No one knows exactly why Nobel allocated part of his fortune to a reconciliation prize and gave the honour of awarding it to Norway. The Norwegian Nobel Committee argues that Norway had a tradition of being less militant and thus was a better choice. It was also suggested that Nobel wanted to incorporate both Sweden and Norway in the prize, which at the time of Nobel’s death, were joined in a union, which meant that Stockholm and Christiania (Oslo) were both capitals.
Over 100 years later, the Nobel Peace Prize still attracts controversy. It has had to endure two world wars and a smorgasbord of conflicts around the globe. Its choice of winners is regularly attacked for being political rather than actually meaningful. Deserving individuals, such as Mahatma Gandhi (who fought for Indian independence in a non-violent struggle), were passed up for the prize (despite being nominated 4 times) while questionable choices such as President Barack Obama were made. President Obama was controversial because he won the award barely into his first year and presided over the United States continually at war during his two terms in office.
The choice of President Juan Manuel Santos of Colombia to win the 2016 prize was panned as being political – Santos’ attempt at a peace deal with guerrilla forces had fallen through barely days before. To add further insult to injury, earlier this year, Santos admitted that his 2010 presidential campaign had received illegal financial contributions from a Brazilian conglomerate.
However, from a marketing perspective, the Peace Prize is a gold mine. Every year in October, the world is waiting for a name that they can spend hours, or even decades, debating. Recently, the Burmese Nobel laureate Aung San Suu Kyi has been pressured to give back her award for her opinions regarding the violence in the Rakhine state. It is, in fact, arguably if there were no controversy, the Peace Prize would not attract the attention or esteem that it has today. If every Peace Prize Laureate was incontrovertible, the 24-hour news cycle would sooner lose interest because there is no drama, and no drama means no viewers.
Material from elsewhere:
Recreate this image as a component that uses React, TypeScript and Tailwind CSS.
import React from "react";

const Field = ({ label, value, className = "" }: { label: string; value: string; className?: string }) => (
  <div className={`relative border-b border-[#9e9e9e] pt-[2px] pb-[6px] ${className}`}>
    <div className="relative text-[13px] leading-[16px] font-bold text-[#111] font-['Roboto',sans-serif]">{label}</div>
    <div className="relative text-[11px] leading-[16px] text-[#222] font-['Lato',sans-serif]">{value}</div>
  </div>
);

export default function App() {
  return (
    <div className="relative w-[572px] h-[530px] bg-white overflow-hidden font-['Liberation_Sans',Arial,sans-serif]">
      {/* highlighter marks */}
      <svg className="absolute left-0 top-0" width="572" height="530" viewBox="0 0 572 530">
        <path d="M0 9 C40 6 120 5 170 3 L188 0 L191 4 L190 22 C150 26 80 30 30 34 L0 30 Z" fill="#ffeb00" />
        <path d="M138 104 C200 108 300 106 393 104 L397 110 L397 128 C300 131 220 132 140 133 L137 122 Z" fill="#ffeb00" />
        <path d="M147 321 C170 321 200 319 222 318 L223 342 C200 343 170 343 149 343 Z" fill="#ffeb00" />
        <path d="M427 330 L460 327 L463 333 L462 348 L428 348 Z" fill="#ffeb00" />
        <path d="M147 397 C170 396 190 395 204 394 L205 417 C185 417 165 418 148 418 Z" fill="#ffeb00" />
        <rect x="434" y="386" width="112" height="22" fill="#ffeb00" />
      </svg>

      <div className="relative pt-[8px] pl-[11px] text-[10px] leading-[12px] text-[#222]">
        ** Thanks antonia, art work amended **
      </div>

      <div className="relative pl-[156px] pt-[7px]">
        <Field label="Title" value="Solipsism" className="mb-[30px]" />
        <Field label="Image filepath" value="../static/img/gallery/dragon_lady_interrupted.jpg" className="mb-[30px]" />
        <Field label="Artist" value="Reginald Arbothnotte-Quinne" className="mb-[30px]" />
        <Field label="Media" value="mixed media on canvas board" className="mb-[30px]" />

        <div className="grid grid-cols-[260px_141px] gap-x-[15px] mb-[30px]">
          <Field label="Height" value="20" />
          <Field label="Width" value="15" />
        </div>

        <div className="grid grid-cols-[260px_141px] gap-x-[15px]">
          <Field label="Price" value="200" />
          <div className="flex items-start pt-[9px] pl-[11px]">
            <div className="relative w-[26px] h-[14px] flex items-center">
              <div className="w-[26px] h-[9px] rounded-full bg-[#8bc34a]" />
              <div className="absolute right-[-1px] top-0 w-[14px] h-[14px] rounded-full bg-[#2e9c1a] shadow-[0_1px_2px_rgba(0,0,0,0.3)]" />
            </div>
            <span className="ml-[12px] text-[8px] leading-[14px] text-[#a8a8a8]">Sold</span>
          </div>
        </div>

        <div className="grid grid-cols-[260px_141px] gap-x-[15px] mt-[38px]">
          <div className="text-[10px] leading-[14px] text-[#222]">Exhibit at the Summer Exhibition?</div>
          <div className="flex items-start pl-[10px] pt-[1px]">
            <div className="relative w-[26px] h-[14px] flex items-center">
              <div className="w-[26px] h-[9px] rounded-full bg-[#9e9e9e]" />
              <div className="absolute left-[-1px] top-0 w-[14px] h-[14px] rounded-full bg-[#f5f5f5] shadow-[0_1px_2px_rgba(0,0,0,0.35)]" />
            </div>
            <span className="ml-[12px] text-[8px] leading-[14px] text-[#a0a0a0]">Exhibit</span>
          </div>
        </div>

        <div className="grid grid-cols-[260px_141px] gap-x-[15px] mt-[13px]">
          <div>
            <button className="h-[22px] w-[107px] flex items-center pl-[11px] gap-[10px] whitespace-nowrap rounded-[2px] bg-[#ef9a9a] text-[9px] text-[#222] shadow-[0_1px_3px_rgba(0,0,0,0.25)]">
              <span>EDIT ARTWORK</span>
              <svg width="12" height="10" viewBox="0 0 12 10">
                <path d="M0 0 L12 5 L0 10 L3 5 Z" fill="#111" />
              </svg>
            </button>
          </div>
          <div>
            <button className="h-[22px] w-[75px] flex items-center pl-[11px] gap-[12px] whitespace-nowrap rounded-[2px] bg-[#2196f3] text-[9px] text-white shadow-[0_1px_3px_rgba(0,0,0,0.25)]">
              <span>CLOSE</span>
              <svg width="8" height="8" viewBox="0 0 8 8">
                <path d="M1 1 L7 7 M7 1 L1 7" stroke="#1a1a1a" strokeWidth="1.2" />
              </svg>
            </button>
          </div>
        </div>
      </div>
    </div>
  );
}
However, from a marketing perspective, the Peace Prize is a gold mine… If every Peace Prize Laureate was incontrovertible, the 24 hour news cycle would sooner lose interest because there is no drama, and no drama means no viewers.
The importance of the Nobel Peace Prize gives good insight into mankind. The idea that a single award can have such a huge effect/impact is intriguing because it gives a very small group of individuals great power in the advancement of science and mankind. On the other hand, the alternative of not awarding a peace prize would surely lower the range of interest. The award would become semi-famous, intriguing only to those from a science background. As opposed to now, when Google search graphs of “the Nobel Prize” resemble the reading of an electrocardiograph, with the peak on the day the laureates are presented.
Nobel, the father of dynamite and the merchant of death, used his fortune to advance the perspective of scientific research and academia. Even though his motives can be interpreted differently, the result is less questionable. Every year in October, the global eye is on Stockholm and Oslo to see who is getting the most prestigious prize in academia and peace. Thanks to over 100 years of intrigue, controversy, marketing, fame and controversy again, we all have something to look forward to every year.